“Anger is extraordinarily easy. It’s our default setting.
Love is very difficult. Love is a miracle.” – Brant Hansen
I’ve often remarked to Carrie that every couple that finds a way to remain married for longer than, say, ten days, embodies a minor miracle. There are so many things that can go wrong in a relationship: misunderstandings rooted in personality differences, gender differences, family differences, and differences in life experience; hurtful words and behaviors rooted in ignorance, selfishness, meanness, and sinful pride; honest disagreements and unsolvable differences on substantive matters; destructive addictions, infliction of verbal and physical abuse, prolonged neglect, and unfaithfulness.
And if two people staying together through time is a minor miracle, then surely a church family that manages to love one another through smooth and turbulent waters qualifies as a full-blown miracle. The issues that churches have split over are as numerous as the stars in the sky—or at least the number of major branches, denominations, and sects across the Christian family. Choosing to journey together as a faith community through time requires a near-miraculous amount of love and grace.
One practice that I believe could greatly help our churches today is a commitment to being unoffendable. Philosopher and theologian Dallas Willard once reflected that “a mature Christian is someone who is very difficult to offend.” He was not describing being so apathetic that one never engages in disagreement. He was describing a person with a secure enough faith to calmly engage with others holding a wide variety of viewpoints. The truth is that within any congregation, there will be a wide spectrum of sensibilities, opinions, beliefs, and ideologies. To take offense upon learning that someone in your church family doesn’t agree with you is to open yourself to being endlessly offended.

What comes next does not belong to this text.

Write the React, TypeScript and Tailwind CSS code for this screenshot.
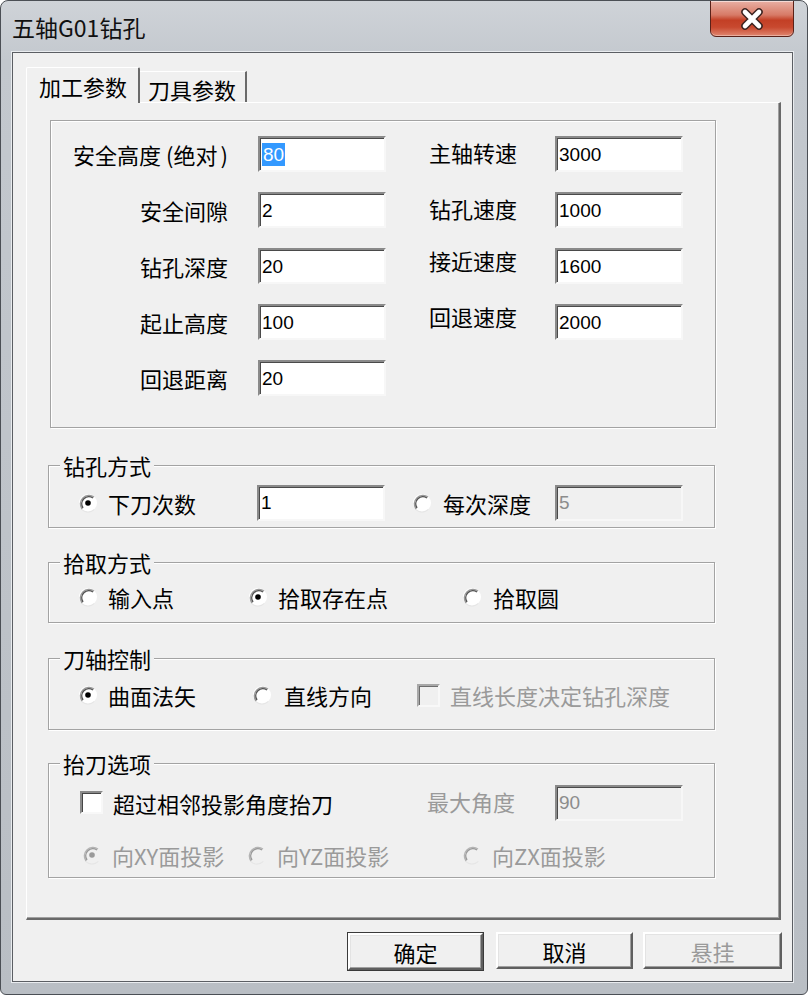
import React from 'react';

const CJK = "font-['Noto_Sans_CJK_SC',sans-serif]";

function Radio({ checked = false, disabled = false }: { checked?: boolean; disabled?: boolean }) {
  return (
    <svg width="20" height="20" viewBox="0 0 20 20" className="shrink-0">
      <circle cx="10" cy="10" r="9" fill={disabled ? '#f0f0f0' : '#ffffff'} />
      <path d="M16.4 16.4 A9 9 0 0 1 3.6 16.4" stroke="#e6e6e6" strokeWidth="1.2" fill="none" />
      <path d="M4 16 A8.6 8.6 0 0 1 16 4" stroke={disabled ? '#b4b4b4' : '#9a9a9a'} strokeWidth="1.4" fill="none" />
      <path d="M5 15 A7.2 7.2 0 0 1 15 5" stroke={disabled ? '#9a9a9a' : '#555555'} strokeWidth="1.4" fill="none" />
      {checked && <circle cx="10" cy="10" r="2.8" fill={disabled ? '#9a9a9a' : '#000000'} />}
    </svg>
  );
}

function Check({ disabled = false }: { disabled?: boolean }) {
  return (
    <div
      className={`w-[23px] h-[23px] shrink-0 border-2 border-r-[#f8f8f8] border-b-[#f8f8f8] ${
        disabled
          ? 'bg-[#f0f0f0] border-t-[#a8a8a8] border-l-[#a8a8a8] shadow-[inset_1px_1px_0_#6e6e6e]'
          : 'bg-white border-t-[#8a8a8a] border-l-[#8a8a8a] shadow-[inset_1px_1px_0_#454545]'
      }`}
    />
  );
}

function Field({ value, disabled = false, selected = false }: { value: string; disabled?: boolean; selected?: boolean }) {
  return (
    <div
      className={`w-[128px] h-[36px] shrink-0 border-2 border-t-[#8a8a8a] border-l-[#8a8a8a] border-r-[#f7f7f7] border-b-[#f7f7f7] shadow-[inset_1px_1px_0_#4a4a4a] flex items-center pl-[2px] text-[19px] leading-none font-['Liberation_Sans',sans-serif] ${
        disabled ? 'bg-[#f0f0f0] text-[#8c8c8c]' : 'bg-white text-black'
      }`}
    >
      {selected ? (
        <span className="bg-[#3399ff] text-white px-[1px] py-[2px]">{value}</span>
      ) : (
        <span>{value}</span>
      )}
    </div>
  );
}

function Group({ title, className, children }: { title?: string; className: string; children: React.ReactNode }) {
  return (
    <div className={`relative shrink-0 border border-[#a3a3a3] shadow-[inset_1px_1px_0_#ffffff,1px_1px_0_#ffffff] ${className}`}>
      {title && (
        <span className="absolute left-[11px] -top-[13px] bg-[#f0f0f0] px-[3px] text-[22px] leading-[24px] text-black">
          {title}
        </span>
      )}
      {children}
    </div>
  );
}

function ParamRow({
  l1,
  v1,
  l2,
  v2,
  sel,
  up,
}: {
  l1: React.ReactNode;
  v1: string;
  l2?: string;
  v2?: string;
  sel?: boolean;
  up?: boolean;
}) {
  return (
    <div className="flex items-center h-[36px]">
      <div className="w-[177px] text-right text-[22px] leading-[24px]">{l1}</div>
      <div className="ml-[30px]">
        <Field value={v1} selected={sel} />
      </div>
      {l2 && (
        <div className={`ml-[43px] w-[126px] text-[22px] leading-[24px] ${up ? '-mt-[12px]' : '-mt-[4px]'}`}>{l2}</div>
      )}
      {v2 && <Field value={v2} />}
    </div>
  );
}

function Btn({ label, disabled = false, className = '' }: { label: string; disabled?: boolean; className?: string }) {
  return (
    <div
      className={`h-[37px] shrink-0 flex items-center justify-center bg-[#f0f0f0] border-2 border-t-white border-l-white border-r-[#5f5f5f] border-b-[#5f5f5f] shadow-[inset_-1px_-1px_0_#a0a0a0,inset_1px_1px_0_#e3e3e3] text-[22px] leading-none ${
        disabled ? 'text-[#9a9a9a]' : 'text-black'
      } ${className}`}
    >
      {label}
    </div>
  );
}

export default function App() {
  return (
    <div className={`${CJK} w-[808px] h-[995px] flex flex-col overflow-hidden rounded-t-[8px] rounded-b-[6px] border border-[#4b4f55] bg-[linear-gradient(180deg,#cfd3d8_0%,#c3c8ce_6%,#b9bec4_100%)] text-black`}>
      {/* Title bar */}
      <div className="h-[51px] shrink-0 flex items-start justify-between">
        <div className="pl-[11px] pt-[12px] text-[23px] leading-[28px] text-[#111]">五轴G01钻孔</div>
        <div className="mr-[13px] -mt-px w-[84px] h-[37px] rounded-b-[6px] border border-[#5a2118] bg-[linear-gradient(180deg,#e9b0a4_0%,#d77a66_40%,#c33f25_55%,#c8492f_75%,#e0866f_100%)] shadow-[inset_0_1px_0_rgba(255,255,255,0.55),inset_0_-1px_0_rgba(255,255,255,0.35)] flex items-center justify-center">
          <svg width="26" height="24" viewBox="0 0 26 24">
            <path d="M6 5 L20 19 M20 5 L6 19" stroke="#3b2320" strokeWidth="7.5" strokeLinecap="round" />
            <path d="M6 5 L20 19 M20 5 L6 19" stroke="#ffffff" strokeWidth="4.6" strokeLinecap="round" />
          </svg>
        </div>
      </div>

      {/* Client area */}
      <div className="flex-1 flex pl-[11px] pr-[14px] pb-[14px]">
        <div className="flex-1 flex flex-col bg-[#f0f0f0] border border-[#5b5e63] shadow-[0_0_0_1px_#e9ecef] pt-[15px] pl-[13px] pr-[11px] pb-[10px]">
          {/* Tabs */}
          <div className="h-[34px] flex items-end text-[22px] leading-[24px] relative z-10">
            <div className="w-[114px] h-[36px] -mb-[1px] bg-[#f0f0f0] border-l border-t border-l-white border-t-white border-r-2 border-r-[#6a6a6a] rounded-t-[2px] pl-[12px] pt-[6px]">
              加工参数
            </div>
            <div className="w-[107px] h-[31px] bg-[#f0f0f0] border-t border-t-white border-r-2 border-r-[#6a6a6a] pl-[8px] pt-[5px]">
              刀具参数
            </div>
          </div>

          {/* Tab page */}
          <div className="h-[818px] shrink-0 flex flex-col bg-[#f0f0f0] border-l border-t border-l-white border-t-white border-r-2 border-b-2 border-r-[#696969] border-b-[#696969] shadow-[inset_-1px_-1px_0_#a0a0a0] pt-[17px] text-[22px] leading-[24px]">
            {/* Parameters */}
            <Group className="ml-[23px] w-[666px] h-[308px] pt-[15px] flex flex-col gap-[20px]">
              <ParamRow
                l1={
                  <>
                    安全高度<span className="ml-[5px]">(</span>绝对<span className="ml-[3px]">)</span>
                  </>
                }
                v1="80"
                sel
                l2="主轴转速"
                v2="3000"
              />
              <ParamRow l1="安全间隙" v1="2" l2="钻孔速度" v2="1000" />
              <ParamRow l1="钻孔深度" v1="20" l2="接近速度" v2="1600" up />
              <ParamRow l1="起止高度" v1="100" l2="回退速度" v2="2000" up />
              <ParamRow l1="回退距离" v1="20" />
            </Group>

            {/* 钻孔方式 */}
            <Group title="钻孔方式" className="mt-[37px] ml-[21px] w-[667px] h-[63px] pt-[19px] pl-[29px]">
              <div className="flex items-center h-[35px]">
                <div className="w-[179px] flex items-center gap-[10px]">
                  <Radio checked />
                  <span>下刀次数</span>
                </div>
                <Field value="1" />
                <div className="ml-[27px] w-[143px] flex items-center gap-[11px]">
                  <Radio />
                  <span>每次深度</span>
                </div>
                <Field value="5" disabled />
              </div>
            </Group>

            {/* 拾取方式 */}
            <Group title="拾取方式" className="mt-[34px] ml-[21px] w-[667px] h-[61px] pt-[22px] pl-[29px]">
              <div className="flex items-center h-[24px]">
                <div className="w-[170px] flex items-center gap-[10px]">
                  <Radio />
                  <span>输入点</span>
                </div>
                <div className="w-[214px] flex items-center gap-[10px]">
                  <Radio checked />
                  <span>拾取存在点</span>
                </div>
                <div className="flex items-center gap-[11px]">
                  <Radio />
                  <span>拾取圆</span>
                </div>
              </div>
            </Group>

            {/* 刀轴控制 */}
            <Group title="刀轴控制" className="mt-[35px] ml-[21px] w-[667px] h-[72px] pt-[24px] pl-[29px]">
              <div className="flex items-center h-[24px]">
                <div className="w-[174px] flex items-center gap-[10px]">
                  <Radio checked />
                  <span>曲面法矢</span>
                </div>
                <div className="w-[165px] flex items-center gap-[12px]">
                  <Radio />
                  <span>直线方向</span>
                </div>
                <div className="flex items-center gap-[10px] text-[#9a9a9a]">
                  <Check disabled />
                  <span>直线长度决定钻孔深度</span>
                </div>
              </div>
            </Group>

            {/* 抬刀选项 */}
            <Group title="抬刀选项" className="mt-[33px] ml-[21px] w-[667px] h-[115px] pt-[21px]">
              <div className="flex items-center h-[35px] pl-[31px]">
                <div className="w-[347px] flex items-center gap-[10px]">
                  <Check />
                  <span>超过相邻投影角度抬刀</span>
                </div>
                <div className="w-[128px] text-[#9a9a9a] -mt-[4px]">最大角度</div>
                <Field value="90" disabled />
              </div>
              <div className="mt-[23px] flex items-center h-[24px] pl-[33px] text-[#9a9a9a]">
                <div className="w-[165px] flex items-center gap-[10px]">
                  <Radio checked disabled />
                  <span>向XY面投影</span>
                </div>
                <div className="w-[215px] flex items-center gap-[10px]">
                  <Radio disabled />
                  <span>向YZ面投影</span>
                </div>
                <div className="flex items-center gap-[10px]">
                  <Radio disabled />
                  <span>向ZX面投影</span>
                </div>
              </div>
            </Group>
          </div>

          {/* Buttons */}
          <div className="mt-[12px] flex justify-end -mr-px">
            <div className="border border-[#3a3a3a]">
              <Btn label="确定" className="w-[135px] h-[35px]" />
            </div>
            <Btn label="取消" className="ml-[12px] w-[137px]" />
            <Btn label="悬挂" disabled className="ml-[10px] w-[139px]" />
          </div>
        </div>
      </div>
    </div>
  );
}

Somewhere along the way, it seems, Christians absorbed the idea that to be faithful to God one must be angry about any number of issues. And let’s be honest, many of us enjoy being angry. We like the sense of moral superiority that anger grants us. We like how self-righteous anger makes us feel, the energy and purpose and clarity it gives us. The problem is, every angry person in human history believes their anger is a righteous anger, that their dispute is well-founded, that their opponent is clearly in the wrong. All this should cause us to resist blithely believing that anger is our best approach for moving through life or that being easily offended is a true sign of our righteousness. It may actually be evidence of how grumpy and peevish we are, or how diminished our love and graciousness are.
In Ephesians 4:26, Paul teaches “Be angry but do not sin; do not let the sun go down on your anger…” Paul does not equate anger with sin. One can be angry and not sin. But just four verses later, Paul clarifies that anger is not the long term answer: “Put away from you all bitterness and wrath and anger and wrangling and slander… and be kind to one another, tenderhearted, forgiving one another, as God in Christ has forgiven you.” My prayer for us is that we may mature as believers who are unoffendable, full of good-will, and slow to anger.